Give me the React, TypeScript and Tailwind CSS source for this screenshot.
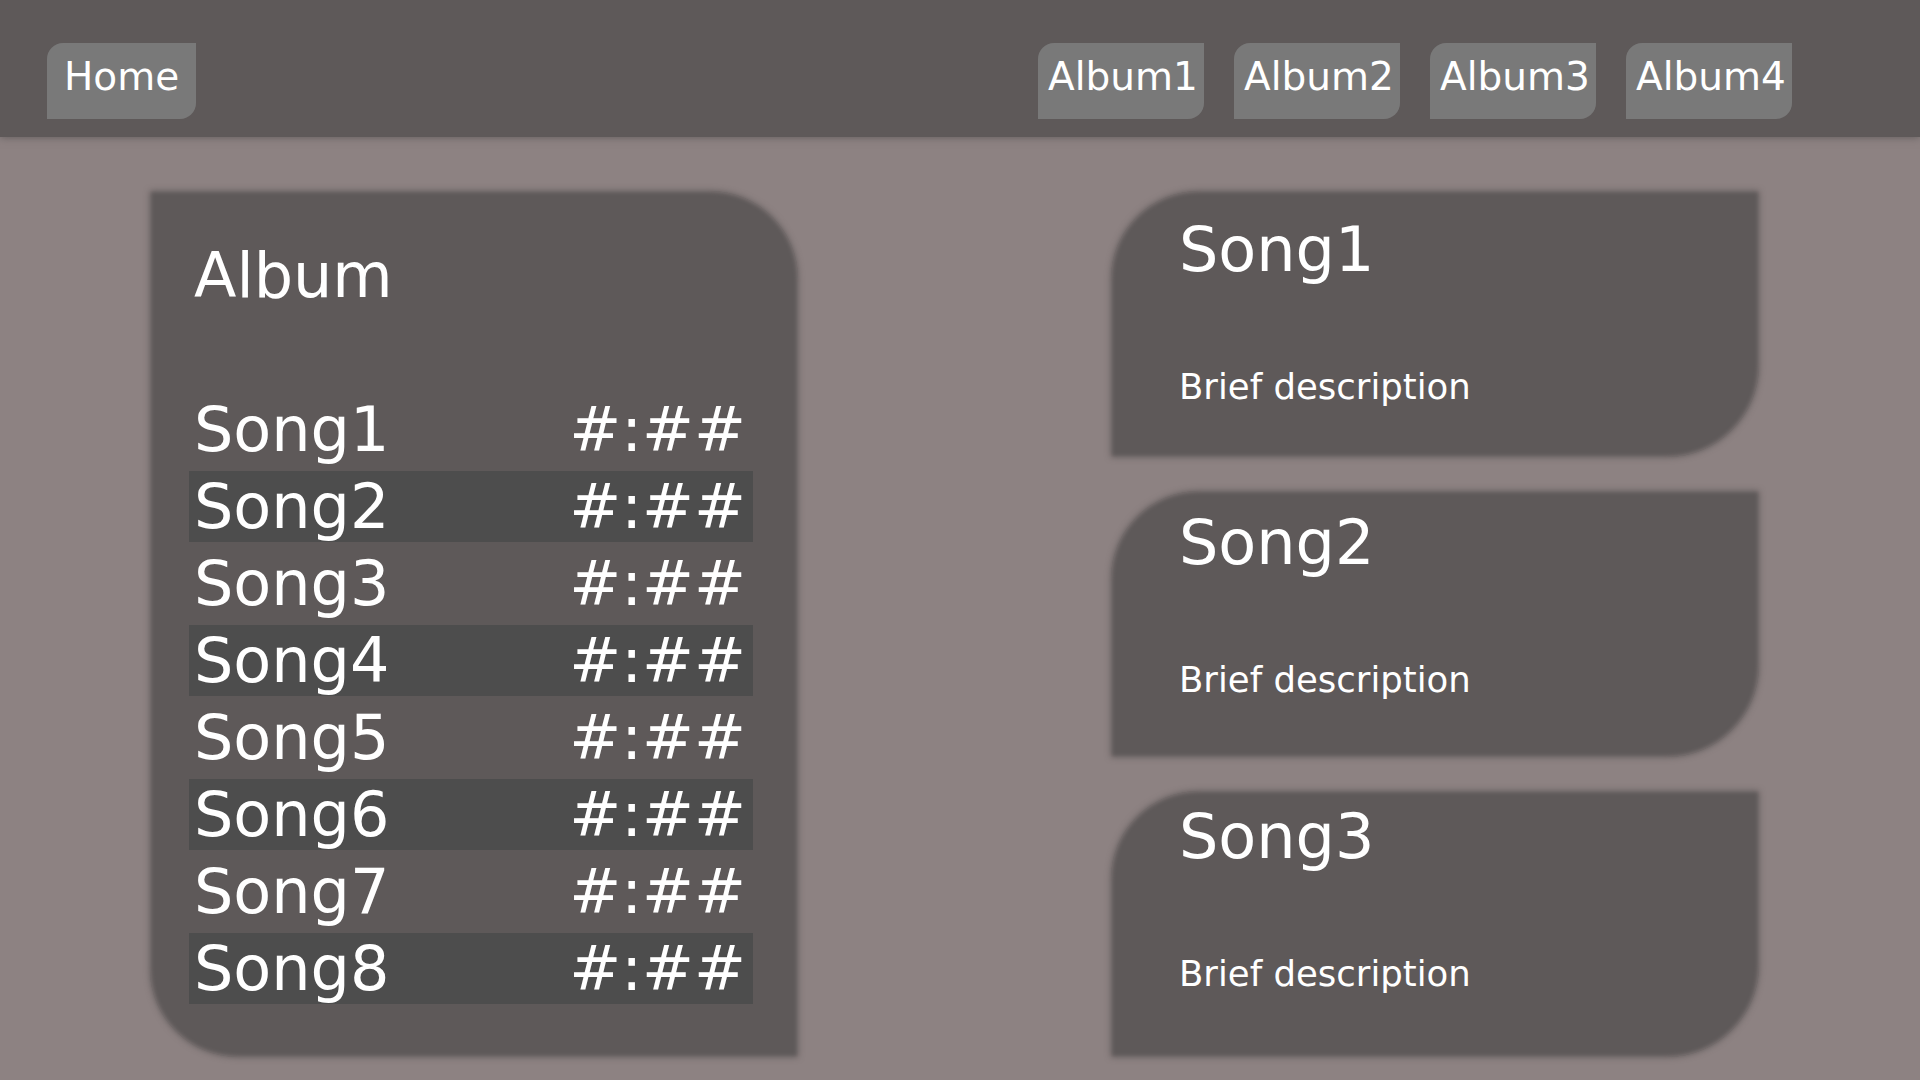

┄┄┄┄┄┄

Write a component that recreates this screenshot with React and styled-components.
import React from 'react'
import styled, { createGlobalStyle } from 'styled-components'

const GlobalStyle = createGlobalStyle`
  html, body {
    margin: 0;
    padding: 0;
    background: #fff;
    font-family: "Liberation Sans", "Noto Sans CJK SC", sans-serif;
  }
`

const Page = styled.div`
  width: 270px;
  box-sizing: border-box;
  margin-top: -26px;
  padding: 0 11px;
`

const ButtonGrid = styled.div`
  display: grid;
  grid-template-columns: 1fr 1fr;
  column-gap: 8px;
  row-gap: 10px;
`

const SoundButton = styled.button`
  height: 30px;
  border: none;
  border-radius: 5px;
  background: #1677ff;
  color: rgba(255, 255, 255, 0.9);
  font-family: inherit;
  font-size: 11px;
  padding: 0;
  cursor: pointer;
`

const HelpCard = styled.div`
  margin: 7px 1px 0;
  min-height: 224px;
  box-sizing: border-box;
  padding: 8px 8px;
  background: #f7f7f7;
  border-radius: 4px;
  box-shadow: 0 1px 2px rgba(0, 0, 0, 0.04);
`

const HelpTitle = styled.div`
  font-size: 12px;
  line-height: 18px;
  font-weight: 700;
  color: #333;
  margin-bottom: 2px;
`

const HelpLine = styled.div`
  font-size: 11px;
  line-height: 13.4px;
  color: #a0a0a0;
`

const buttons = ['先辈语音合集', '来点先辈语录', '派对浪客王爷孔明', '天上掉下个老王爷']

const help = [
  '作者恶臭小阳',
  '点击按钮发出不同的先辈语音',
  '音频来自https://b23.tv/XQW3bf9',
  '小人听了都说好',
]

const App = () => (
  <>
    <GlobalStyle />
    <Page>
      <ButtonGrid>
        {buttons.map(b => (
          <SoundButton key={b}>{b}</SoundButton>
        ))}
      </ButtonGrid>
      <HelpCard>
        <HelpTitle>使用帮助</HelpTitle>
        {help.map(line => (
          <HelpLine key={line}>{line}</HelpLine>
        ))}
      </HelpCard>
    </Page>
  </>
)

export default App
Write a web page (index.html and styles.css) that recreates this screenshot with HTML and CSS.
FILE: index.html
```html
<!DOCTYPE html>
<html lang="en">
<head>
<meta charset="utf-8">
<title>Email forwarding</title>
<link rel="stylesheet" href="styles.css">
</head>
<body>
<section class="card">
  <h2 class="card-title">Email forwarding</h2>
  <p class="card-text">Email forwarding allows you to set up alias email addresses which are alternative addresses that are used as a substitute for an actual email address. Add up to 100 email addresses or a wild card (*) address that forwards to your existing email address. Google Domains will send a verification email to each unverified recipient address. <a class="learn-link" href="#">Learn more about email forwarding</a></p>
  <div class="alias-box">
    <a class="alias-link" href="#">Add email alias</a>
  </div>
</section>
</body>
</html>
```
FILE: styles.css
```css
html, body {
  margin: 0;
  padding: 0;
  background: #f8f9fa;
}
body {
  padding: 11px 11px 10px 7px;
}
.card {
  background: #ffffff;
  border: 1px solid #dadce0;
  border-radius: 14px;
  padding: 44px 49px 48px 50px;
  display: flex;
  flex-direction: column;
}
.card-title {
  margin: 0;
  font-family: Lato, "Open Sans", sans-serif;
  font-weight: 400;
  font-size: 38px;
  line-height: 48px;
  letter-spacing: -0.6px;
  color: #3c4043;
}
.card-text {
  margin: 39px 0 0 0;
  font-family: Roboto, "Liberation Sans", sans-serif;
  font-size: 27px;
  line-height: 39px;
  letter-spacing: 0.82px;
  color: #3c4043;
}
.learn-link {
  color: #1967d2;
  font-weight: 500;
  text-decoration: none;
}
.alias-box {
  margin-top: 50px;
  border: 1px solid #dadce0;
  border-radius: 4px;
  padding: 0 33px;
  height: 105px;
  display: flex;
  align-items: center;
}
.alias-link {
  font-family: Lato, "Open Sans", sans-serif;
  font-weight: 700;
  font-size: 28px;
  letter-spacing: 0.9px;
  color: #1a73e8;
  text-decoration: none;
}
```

┄┄┄┄┄┄

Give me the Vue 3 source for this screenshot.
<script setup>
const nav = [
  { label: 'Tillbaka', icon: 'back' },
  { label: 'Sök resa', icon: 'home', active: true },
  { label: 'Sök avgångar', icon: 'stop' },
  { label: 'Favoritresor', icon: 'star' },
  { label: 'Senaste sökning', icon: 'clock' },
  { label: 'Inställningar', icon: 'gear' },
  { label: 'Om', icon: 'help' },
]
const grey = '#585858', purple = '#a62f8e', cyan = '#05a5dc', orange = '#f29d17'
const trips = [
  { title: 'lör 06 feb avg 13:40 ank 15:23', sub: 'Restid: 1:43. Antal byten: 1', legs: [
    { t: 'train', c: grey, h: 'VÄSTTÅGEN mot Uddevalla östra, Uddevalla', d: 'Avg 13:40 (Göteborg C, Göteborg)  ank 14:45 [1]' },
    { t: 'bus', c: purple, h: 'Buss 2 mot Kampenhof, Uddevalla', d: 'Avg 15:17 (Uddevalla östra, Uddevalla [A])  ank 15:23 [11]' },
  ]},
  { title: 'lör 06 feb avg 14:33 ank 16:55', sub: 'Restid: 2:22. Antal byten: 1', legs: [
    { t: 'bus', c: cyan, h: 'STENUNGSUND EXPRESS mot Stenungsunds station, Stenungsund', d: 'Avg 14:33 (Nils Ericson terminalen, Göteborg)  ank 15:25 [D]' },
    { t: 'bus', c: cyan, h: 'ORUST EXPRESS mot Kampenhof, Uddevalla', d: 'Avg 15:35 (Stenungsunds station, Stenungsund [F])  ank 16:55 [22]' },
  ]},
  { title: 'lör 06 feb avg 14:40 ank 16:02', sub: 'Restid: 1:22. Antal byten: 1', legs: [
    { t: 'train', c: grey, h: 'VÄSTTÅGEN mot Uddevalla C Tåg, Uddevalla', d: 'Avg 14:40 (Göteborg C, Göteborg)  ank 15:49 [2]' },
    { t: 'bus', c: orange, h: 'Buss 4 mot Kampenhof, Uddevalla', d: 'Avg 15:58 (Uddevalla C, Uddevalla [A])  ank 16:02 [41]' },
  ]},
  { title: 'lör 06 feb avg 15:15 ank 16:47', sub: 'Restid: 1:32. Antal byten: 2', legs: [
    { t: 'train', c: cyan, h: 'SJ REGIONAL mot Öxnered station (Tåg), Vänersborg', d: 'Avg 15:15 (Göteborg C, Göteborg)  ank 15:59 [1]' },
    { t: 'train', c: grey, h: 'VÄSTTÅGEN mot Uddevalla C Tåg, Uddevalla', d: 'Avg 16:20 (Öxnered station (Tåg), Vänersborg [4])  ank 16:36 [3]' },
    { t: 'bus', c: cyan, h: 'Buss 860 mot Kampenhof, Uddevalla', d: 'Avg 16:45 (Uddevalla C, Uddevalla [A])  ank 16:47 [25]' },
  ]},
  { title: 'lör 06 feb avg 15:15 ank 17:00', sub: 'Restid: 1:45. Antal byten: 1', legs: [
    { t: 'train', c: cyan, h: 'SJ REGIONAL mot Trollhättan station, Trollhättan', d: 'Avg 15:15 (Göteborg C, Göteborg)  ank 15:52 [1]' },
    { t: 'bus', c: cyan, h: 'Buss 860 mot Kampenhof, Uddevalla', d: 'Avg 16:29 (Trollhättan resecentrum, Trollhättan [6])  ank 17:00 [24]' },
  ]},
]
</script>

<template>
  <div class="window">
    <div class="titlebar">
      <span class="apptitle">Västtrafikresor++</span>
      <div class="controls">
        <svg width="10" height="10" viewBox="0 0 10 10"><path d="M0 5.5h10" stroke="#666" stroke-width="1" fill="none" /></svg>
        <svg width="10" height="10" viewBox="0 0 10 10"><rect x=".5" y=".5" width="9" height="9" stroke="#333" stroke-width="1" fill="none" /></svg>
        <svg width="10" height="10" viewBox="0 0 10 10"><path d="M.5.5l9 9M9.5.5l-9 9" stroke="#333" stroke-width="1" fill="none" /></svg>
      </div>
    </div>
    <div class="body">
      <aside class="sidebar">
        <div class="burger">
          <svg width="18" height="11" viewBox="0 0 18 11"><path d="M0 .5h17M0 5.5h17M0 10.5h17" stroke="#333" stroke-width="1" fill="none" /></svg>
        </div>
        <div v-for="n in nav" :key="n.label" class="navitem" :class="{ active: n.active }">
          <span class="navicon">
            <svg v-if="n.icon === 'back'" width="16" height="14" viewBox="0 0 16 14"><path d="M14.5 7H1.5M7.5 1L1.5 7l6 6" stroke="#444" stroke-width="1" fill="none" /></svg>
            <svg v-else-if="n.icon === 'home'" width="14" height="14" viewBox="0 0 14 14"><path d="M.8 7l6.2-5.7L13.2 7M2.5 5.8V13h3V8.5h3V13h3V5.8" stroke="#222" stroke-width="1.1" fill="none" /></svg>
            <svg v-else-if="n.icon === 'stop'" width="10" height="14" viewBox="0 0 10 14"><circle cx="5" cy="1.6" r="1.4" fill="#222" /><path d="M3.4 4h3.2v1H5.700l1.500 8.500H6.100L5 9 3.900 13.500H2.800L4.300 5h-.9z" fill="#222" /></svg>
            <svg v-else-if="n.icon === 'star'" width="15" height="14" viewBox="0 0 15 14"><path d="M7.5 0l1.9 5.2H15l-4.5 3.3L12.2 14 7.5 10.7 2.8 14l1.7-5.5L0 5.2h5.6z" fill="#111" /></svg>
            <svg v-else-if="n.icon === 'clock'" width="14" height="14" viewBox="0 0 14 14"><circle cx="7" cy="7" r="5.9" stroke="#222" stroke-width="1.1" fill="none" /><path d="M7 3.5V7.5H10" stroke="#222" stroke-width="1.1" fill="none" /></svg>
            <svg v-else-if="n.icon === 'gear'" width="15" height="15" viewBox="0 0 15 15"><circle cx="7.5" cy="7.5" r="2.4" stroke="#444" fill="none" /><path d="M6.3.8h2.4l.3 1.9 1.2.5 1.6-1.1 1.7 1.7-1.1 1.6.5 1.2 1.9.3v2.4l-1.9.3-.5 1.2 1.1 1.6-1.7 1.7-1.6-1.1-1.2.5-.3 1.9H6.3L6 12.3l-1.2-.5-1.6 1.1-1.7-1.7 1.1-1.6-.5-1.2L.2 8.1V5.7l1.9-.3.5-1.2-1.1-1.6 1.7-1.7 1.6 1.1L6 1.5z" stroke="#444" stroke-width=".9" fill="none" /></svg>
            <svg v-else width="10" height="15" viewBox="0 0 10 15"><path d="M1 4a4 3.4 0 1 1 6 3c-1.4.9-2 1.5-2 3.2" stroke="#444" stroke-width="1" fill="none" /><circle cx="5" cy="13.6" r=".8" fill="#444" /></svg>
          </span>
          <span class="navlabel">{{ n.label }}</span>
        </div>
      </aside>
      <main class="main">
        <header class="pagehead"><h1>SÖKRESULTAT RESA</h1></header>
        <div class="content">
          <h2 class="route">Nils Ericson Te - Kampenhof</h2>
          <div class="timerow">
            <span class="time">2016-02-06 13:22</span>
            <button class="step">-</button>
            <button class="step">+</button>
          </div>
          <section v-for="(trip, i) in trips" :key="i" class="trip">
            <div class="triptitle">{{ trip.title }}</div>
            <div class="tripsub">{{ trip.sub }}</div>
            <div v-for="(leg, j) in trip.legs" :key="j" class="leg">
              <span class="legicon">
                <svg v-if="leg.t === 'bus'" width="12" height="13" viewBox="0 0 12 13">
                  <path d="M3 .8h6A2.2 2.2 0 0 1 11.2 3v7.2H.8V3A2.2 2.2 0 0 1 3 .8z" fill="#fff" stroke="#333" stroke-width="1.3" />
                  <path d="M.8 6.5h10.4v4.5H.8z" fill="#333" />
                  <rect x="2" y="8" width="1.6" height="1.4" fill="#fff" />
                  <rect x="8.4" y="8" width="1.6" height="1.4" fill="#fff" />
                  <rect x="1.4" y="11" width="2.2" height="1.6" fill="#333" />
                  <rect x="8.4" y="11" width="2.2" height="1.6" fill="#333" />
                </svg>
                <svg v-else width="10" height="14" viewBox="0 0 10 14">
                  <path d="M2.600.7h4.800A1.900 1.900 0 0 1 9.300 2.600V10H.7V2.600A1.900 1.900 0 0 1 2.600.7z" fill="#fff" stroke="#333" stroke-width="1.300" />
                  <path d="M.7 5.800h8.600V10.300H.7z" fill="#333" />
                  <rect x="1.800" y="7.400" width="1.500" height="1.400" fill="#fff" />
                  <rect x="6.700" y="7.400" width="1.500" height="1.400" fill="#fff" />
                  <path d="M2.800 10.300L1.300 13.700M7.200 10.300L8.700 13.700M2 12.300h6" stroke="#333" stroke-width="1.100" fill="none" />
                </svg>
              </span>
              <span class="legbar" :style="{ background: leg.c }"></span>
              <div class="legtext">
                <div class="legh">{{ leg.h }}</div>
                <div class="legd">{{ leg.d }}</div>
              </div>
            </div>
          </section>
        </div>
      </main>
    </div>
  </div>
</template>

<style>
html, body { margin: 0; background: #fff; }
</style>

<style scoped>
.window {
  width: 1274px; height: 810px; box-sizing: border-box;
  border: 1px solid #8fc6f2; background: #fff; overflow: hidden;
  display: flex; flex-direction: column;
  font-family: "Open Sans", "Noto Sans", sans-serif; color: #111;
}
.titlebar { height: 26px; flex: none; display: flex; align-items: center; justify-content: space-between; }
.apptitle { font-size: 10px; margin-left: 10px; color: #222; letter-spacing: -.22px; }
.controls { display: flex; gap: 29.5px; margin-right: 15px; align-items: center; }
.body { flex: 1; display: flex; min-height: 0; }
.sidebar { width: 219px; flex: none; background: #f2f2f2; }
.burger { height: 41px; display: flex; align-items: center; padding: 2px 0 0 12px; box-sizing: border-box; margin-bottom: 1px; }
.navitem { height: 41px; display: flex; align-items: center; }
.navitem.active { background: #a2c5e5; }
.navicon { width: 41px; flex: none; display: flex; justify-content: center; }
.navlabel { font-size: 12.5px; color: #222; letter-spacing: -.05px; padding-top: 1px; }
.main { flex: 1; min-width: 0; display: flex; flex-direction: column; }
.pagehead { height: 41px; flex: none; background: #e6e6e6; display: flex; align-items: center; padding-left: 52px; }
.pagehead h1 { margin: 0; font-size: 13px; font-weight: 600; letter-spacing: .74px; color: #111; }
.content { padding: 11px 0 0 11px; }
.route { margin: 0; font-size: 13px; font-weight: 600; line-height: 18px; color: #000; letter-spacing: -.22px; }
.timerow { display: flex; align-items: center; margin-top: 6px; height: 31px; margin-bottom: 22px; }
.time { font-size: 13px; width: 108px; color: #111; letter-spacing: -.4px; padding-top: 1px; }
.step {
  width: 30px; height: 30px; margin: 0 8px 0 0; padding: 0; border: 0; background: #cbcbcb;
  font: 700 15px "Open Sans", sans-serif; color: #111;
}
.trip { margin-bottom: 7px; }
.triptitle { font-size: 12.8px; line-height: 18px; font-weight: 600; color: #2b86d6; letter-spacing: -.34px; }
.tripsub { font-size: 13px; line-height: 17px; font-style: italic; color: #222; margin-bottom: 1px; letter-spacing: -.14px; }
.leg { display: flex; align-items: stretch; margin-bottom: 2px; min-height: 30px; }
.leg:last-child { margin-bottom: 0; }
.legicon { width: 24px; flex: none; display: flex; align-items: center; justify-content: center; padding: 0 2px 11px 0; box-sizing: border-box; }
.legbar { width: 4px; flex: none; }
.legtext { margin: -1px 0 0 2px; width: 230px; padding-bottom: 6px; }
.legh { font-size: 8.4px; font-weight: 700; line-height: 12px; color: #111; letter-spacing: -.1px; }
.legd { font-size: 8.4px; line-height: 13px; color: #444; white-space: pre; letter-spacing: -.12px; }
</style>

┄┄┄┄┄┄

# To do:
Where does the word "styles" appear in the listing? List each line that holds it.

# Solution to this exercise:
Write a web page (index.html and styles.css) that recreates this screenshot with HTML and CSS.
<link rel="stylesheet" href="styles.css">
FILE: styles.css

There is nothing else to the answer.